What you need to do ->
Every line of the data that contains the string "page" must be copied.

Data ->
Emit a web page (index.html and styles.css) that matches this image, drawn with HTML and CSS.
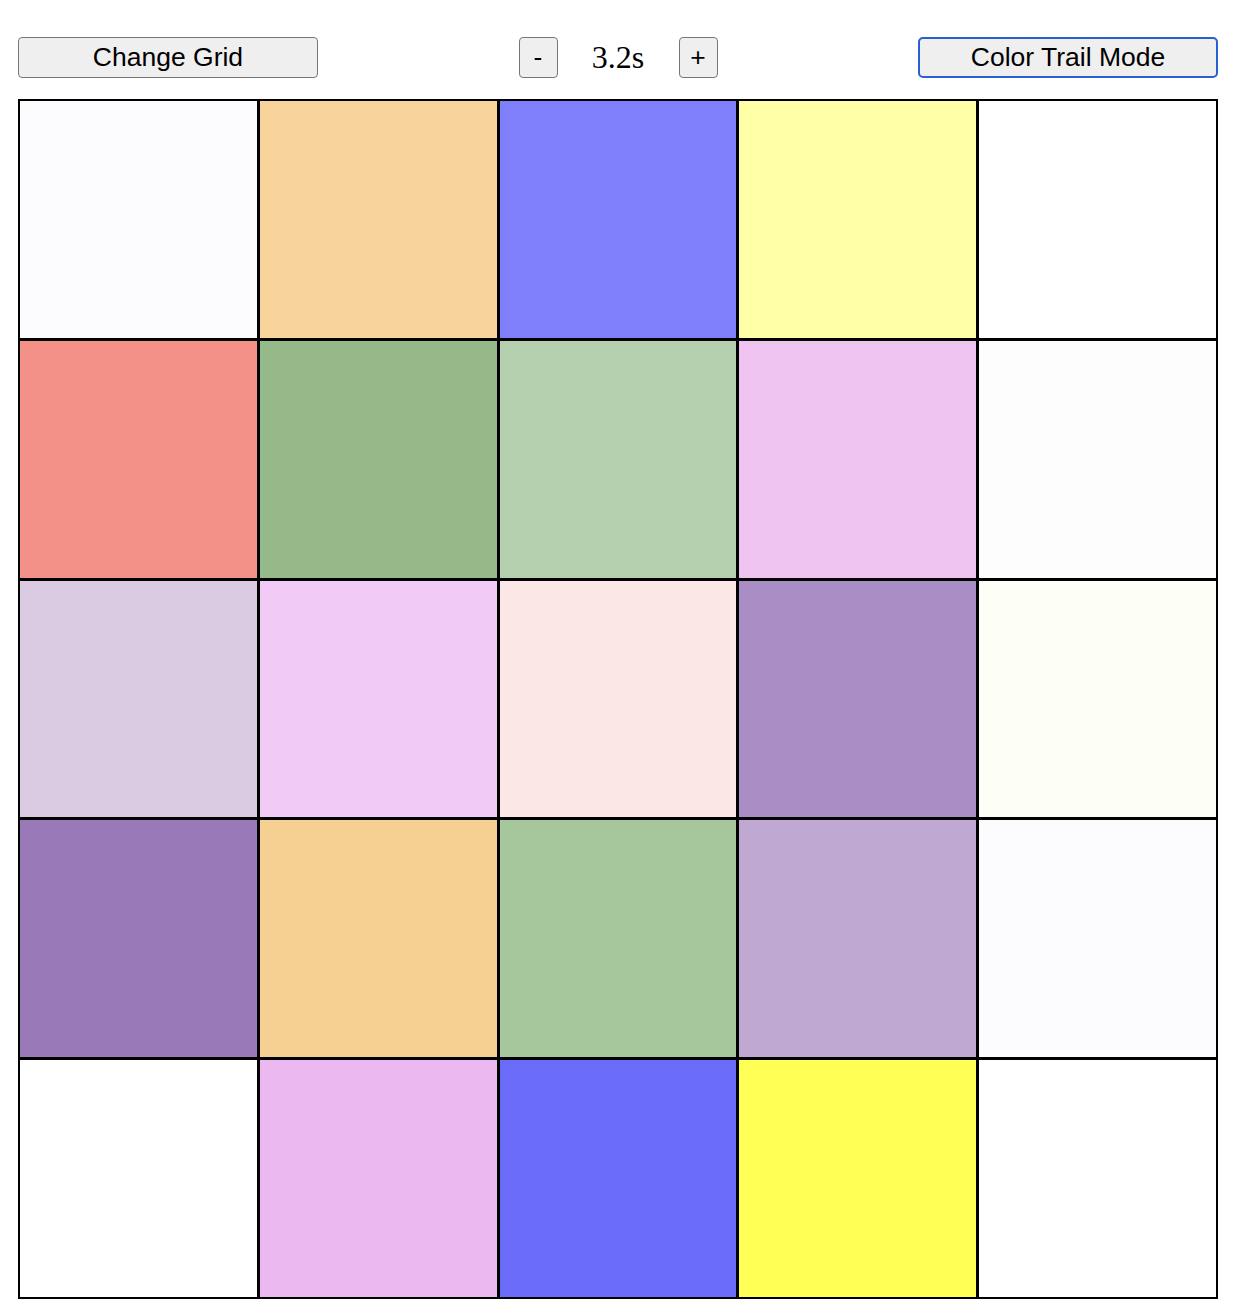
FILE: index.html
```html
<!DOCTYPE html>
<html>
<head>
<meta charset="utf-8">
<link rel="stylesheet" href="styles.css">
</head>
<body>
<div class="page">
  <div class="controls">
    <button class="btn wide">Change Grid</button>
    <div class="speed">
      <button class="btn small">-</button>
      <span class="speed-value">3.2s</span>
      <button class="btn small">+</button>
    </div>
    <button class="btn wide focused">Color Trail Mode</button>
  </div>
  <div class="grid">
    <div class="cell" style="background:#fcfcff"></div>
    <div class="cell" style="background:#f8d49c"></div>
    <div class="cell" style="background:#7f7ffb"></div>
    <div class="cell" style="background:#ffffa8"></div>
    <div class="cell" style="background:#ffffff"></div>

    <div class="cell" style="background:#f39088"></div>
    <div class="cell" style="background:#95b988"></div>
    <div class="cell" style="background:#b4cfae"></div>
    <div class="cell" style="background:#eec3f0"></div>
    <div class="cell" style="background:#fdfdfd"></div>

    <div class="cell" style="background:#dacbe3"></div>
    <div class="cell" style="background:#f1caf5"></div>
    <div class="cell" style="background:#fbe7e6"></div>
    <div class="cell" style="background:#a98dc4"></div>
    <div class="cell" style="background:#fdfff7"></div>

    <div class="cell" style="background:#9a79b8"></div>
    <div class="cell" style="background:#f6cf92"></div>
    <div class="cell" style="background:#a6c79b"></div>
    <div class="cell" style="background:#bfa8d1"></div>
    <div class="cell" style="background:#fcfbfe"></div>

    <div class="cell" style="background:#ffffff"></div>
    <div class="cell" style="background:#ecb8f0"></div>
    <div class="cell" style="background:#6a6bf8"></div>
    <div class="cell" style="background:#ffff55"></div>
    <div class="cell" style="background:#ffffff"></div>
  </div>
</div>
</body>
</html>
```
FILE: styles.css
```css
html, body {
  margin: 0;
  padding: 0;
  background: #ffffff;
}

.page {
  padding: 37px 16px 0 18px;
  width: 1200px;
}

.controls {
  display: flex;
  justify-content: space-between;
  align-items: center;
  height: 41px;
}

.btn {
  font-family: "Liberation Sans", Arial, sans-serif;
  font-size: 26.5px;
  color: #000;
  background: #efefef;
  border: 1px solid #767676;
  border-radius: 4px;
  height: 41px;
  padding: 0;
  margin: 0;
  box-sizing: border-box;
}

.btn.wide {
  width: 300px;
}

.btn.small {
  width: 39px;
}

.btn.focused {
  border: 2px solid #2a5fd0;
  border-radius: 5px;
}

.speed {
  display: flex;
  align-items: center;
}

.speed-value {
  width: 121px;
  text-align: center;
  font-family: "Liberation Serif", "Times New Roman", serif;
  font-size: 32px;
  color: #000;
}

.grid {
  margin-top: 21px;
  display: grid;
  grid-template-columns: repeat(5, 1fr);
  grid-template-rows: repeat(5, 1fr);
  gap: 3px;
  padding: 2px;
  background: #000;
  width: 1200px;
  height: 1200px;
  box-sizing: border-box;
}

.cell {
  background: #fff;
}
```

Correct response ->
Emit a web page (index.html and styles.css) that matches this image, drawn with HTML and CSS.
<div class="page">
.page {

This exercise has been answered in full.